### THE PROBLEM
State only the number of lines that include "Tailwind".

### INFORMATION SHOWN
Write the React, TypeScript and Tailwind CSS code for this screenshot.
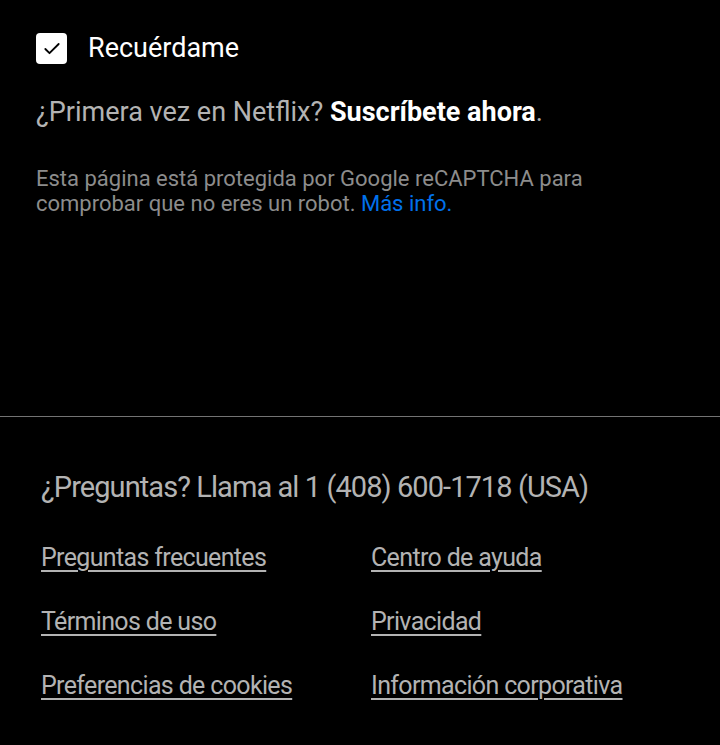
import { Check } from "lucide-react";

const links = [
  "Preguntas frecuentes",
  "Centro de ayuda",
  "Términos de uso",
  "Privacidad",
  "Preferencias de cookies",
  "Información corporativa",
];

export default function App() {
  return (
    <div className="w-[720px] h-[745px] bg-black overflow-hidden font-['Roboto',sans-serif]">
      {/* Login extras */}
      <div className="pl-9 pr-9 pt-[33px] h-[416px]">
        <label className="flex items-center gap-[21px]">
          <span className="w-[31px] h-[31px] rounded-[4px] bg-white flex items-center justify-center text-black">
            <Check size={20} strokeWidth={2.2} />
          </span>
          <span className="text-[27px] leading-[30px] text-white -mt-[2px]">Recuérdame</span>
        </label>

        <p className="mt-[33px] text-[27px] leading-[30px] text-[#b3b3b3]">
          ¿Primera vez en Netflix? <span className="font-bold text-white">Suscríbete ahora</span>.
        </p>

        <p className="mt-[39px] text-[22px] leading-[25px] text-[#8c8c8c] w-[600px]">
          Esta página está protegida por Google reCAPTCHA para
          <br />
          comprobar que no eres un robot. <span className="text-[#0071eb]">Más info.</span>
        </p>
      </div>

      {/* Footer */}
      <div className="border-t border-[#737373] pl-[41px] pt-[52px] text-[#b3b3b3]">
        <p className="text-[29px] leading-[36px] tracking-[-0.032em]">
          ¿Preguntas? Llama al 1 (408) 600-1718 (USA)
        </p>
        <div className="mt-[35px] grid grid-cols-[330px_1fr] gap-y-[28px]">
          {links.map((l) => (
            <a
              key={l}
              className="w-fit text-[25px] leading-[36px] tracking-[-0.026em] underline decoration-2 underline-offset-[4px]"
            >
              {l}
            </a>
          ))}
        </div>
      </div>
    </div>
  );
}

---

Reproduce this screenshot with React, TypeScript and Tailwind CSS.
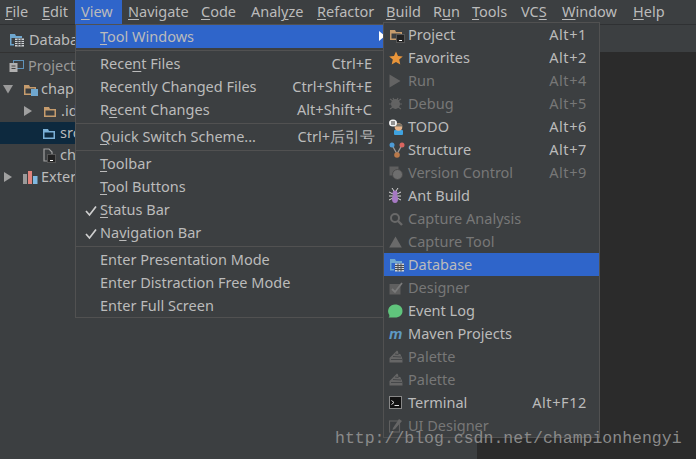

==

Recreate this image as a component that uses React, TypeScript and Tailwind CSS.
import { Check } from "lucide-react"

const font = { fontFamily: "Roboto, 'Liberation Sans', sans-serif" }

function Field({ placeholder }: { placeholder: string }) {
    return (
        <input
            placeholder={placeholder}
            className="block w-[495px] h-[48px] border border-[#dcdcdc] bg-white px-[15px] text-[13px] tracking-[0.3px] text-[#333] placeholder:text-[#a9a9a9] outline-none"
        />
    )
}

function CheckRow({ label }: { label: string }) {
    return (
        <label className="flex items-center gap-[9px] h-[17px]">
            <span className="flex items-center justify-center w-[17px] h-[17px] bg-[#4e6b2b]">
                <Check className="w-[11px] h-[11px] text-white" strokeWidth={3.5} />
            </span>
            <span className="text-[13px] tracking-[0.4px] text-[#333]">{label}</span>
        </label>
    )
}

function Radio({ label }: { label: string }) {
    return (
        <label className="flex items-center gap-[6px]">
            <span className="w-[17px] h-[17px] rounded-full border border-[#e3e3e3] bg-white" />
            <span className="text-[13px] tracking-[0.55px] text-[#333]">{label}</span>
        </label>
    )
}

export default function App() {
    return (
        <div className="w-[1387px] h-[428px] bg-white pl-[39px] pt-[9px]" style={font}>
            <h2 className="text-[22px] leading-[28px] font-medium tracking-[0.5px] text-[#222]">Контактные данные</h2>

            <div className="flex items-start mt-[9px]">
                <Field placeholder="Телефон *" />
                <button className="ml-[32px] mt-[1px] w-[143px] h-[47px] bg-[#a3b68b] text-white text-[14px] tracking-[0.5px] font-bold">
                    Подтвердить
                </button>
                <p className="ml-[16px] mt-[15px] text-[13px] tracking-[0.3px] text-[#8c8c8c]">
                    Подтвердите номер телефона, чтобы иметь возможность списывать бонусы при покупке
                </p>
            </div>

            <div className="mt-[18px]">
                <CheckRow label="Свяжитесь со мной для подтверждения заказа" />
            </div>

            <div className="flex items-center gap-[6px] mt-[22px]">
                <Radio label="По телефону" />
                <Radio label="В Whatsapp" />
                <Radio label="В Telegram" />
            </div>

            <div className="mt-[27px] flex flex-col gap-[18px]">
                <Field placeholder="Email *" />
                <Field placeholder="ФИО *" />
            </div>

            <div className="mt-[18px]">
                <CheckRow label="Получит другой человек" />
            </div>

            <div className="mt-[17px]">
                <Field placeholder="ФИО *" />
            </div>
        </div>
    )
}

### SOLUTION FOR THIS TASK
3